Yanya started releasing music in 2014 at the age of 19, but her break came in 2017 with the release of “Baby Luv.” That track let harsh feelings simmer under the surface, constantly threatening to bubble up but never quite boiling over. It showed an enormous amount of restraint, and since then, Yanya has been on a hot streak, never quite straying from the template she set with “Baby Luv” but constantly finding new shades in her subtlety. 2019’s Miss Universe was a strong set of songs weighed down by an undercooked and unnecessary conceptual framework. Thankfully, Yanya has decided to let the music on PAINLESS stand on its own. It contains fewer traces of pop than her previous work, but makes up for this with some of the most complicated and impressive songwriting of her career.

Texturally, it’s an impressive record, with each individual sound crisp and yet covered in the fuzz of white noise. At various points, you might think of Radiohead’s In Rainbows or Smashing Pumpkins’ Mellon Collie and The Infinite Sadness, art-rock records that happened to include some of the prettiest music of those bands’ careers.

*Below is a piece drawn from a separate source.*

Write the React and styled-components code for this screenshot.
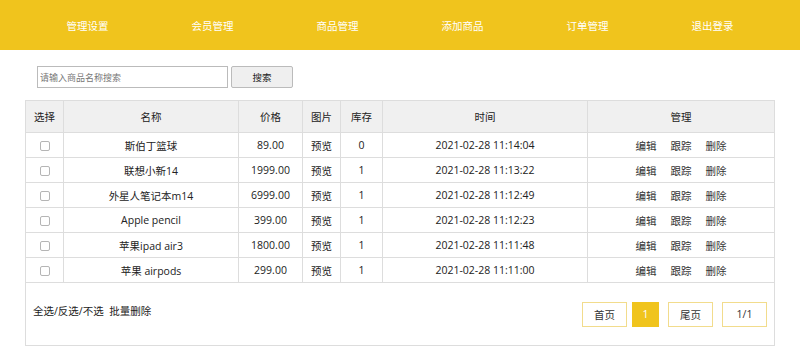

Take opener “The Dealer.” Built out of a breakbeat and shimmery guitar, Yanya unspools a story of uncertainty. “Can’t tell if this is real / I thought you were someone to rely on,” she sings early on, finding a speak-sing rhythm in the frantic drum pattern. Something that’s always elevated her work is Yanya’s singing chops. Not only does she have an airy tone rooted in soul, but her phrasing always finds the groove of the song. Few vocalists in indie rock are as locked in as she does. When the bass kicks in for the chorus, she sounds right at home: “I need some time to work out who this is / I need to know now who I’m dealing with.” A partner suddenly showing another side of themselves reoccurs across PAINLESS, which often feels like an excavation of a single relationship put under the microscope. Other faster paced tracks like “Stablise” and “The Mystic” operate similarly to “The Dealer,” moving with a frantic energy right until the bitter end.

If there’s a stumble on the record, it’s the three-song passage in the middle that rapidly slows everything down. On their own, “Trouble,” “Try,” and “Company” are all stunners. Full of heavy textures and heady lyrics, they’re some of Yanya’s most meditative works. On their own, this is impressive. One right after another, it’s a bit of a slog. But it can all be forgiven for the song that precedes this slow down. “Midnight Sun” is easily the best song Yanya has ever written, and an early runner up for best song of the year. Intertwining guitar lines build tension towards a chorus that denies release right up until the final moment, when her abstract lines
about a toxic relationship build to a scuzzed-out shoegaze shout-along, singing “Love is raised by the common thieves / Hiding diamonds up their sleeves / Always I did it for you.” As quickly as the floodgates open, they close again. The only choice is to put it on repeat.